In some embodiments, a user—such as a manufacturer or administrator—runs a utility to create a base state file in hiberfil.sys. In one of these embodiments, the user shuts down the system and re-boots the system using the stored hiberfil.sys file. In another of these embodiments, the user operates the system until the system reaches a desired state. For example, the user executes the operating system until a desired application program is opened or processed, or until the system reaches a state at which the user intends the system to begin when in a particular execution mode. In still another of these embodiments, the user executes the utility, which creates a new base state file (hiberfil.sys file), compares that new file to the base state file, and creates at least one difference file storing an identification of at least one difference between the new file and the initial base state file (saved as, for example, the hiberdif.sys files). In yet another of these embodiments, the base state file and the at least one difference file are stored in the nonvolatile memory for access during booting.

In one embodiment, once the system boots in an execution mode, the changes to the operating system that occur due to system operations and user activity are stored in a volatile location. In this embodiment, when an initial session is ended and the system is powered down, the changes made during the session are lost. Upon loading that execution mode in a subsequent session, the operating system is displayed to the user as it was before the user activity in the initial session.

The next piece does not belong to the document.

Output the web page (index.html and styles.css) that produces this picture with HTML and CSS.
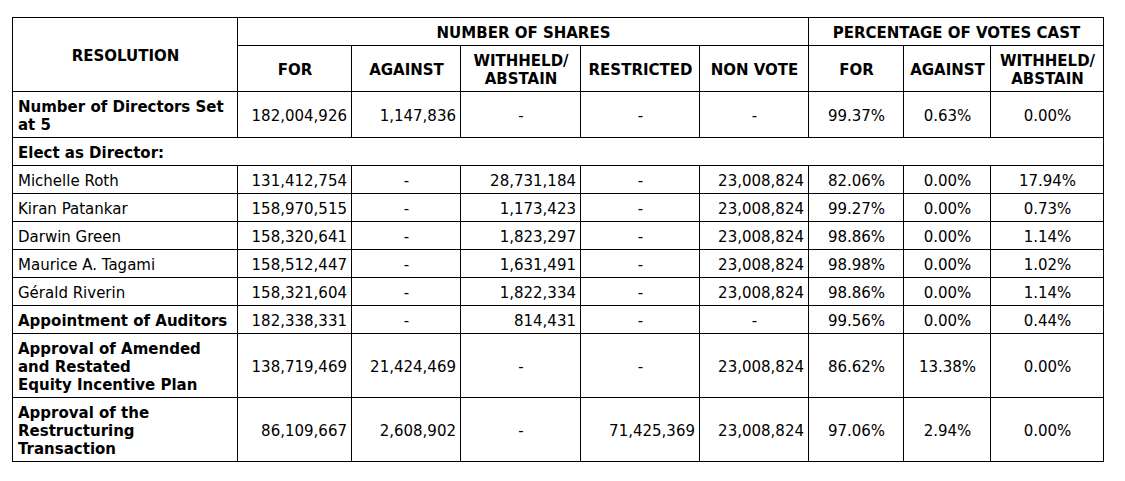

In some embodiments, a user may choose to store session activity data into a persistent, non-volatile device, extending the state file for the given execution mode to include changes made by the user in the session. In one of these embodiments, after saving the session activity data, the user powers off the system but the activity data is not lost. In another of these embodiments, upon loading the execution mode in a second session, the execution mode now includes the previously-made changes, which were integrated into the state file.

In one embodiment, a disk class write filter—a filter operating below the file system—intercepts write requests and records the write request to a session cache (which can be stored on any media) instead of allowing the write request to pass through to the storage device 128. In another embodiment, when a read request is intercepted, the system checks the session cache first and responds with data from the session cache if available. If not, the read request is passed through to the storage device. In still another embodiment, the session cache gets saved as a snapshot of Time1—a differences file, listing differences between the state of the storage device at Time0 and the state of the storage device after a series of read and write requests. In yet another embodiment, a user may later boot the snapshot of T1 instead of booting the image of the disk at T0. For example, the applications required to boot the machine as a television appliance instead of a desktop computer may be opened after T0 and the session cache saved as a snapshot at T1 once all the applications are opened.

In some embodiments, the system displays to users different data from the data stored in a storage device 128 associated with the computing device 100 based on a type of execution mode in which the computing device 100 executes. In one of these embodiments, in a first session where the computing device 100 operates in a first execution mode, a first user stores session activity data. In another of these embodiments, the stored session activity data is displayed to the first user in a second session, where the computing device 100 operates in the first execution mode. In still another of these embodiments, the stored session activity data is not displayed to the first user in a second session, where the computing device 100 operates in a second execution mode. In yet another of these embodiments, the stored session activity data is not displayed to a second user in a first session, where the computing device 100 operates in the first execution mode.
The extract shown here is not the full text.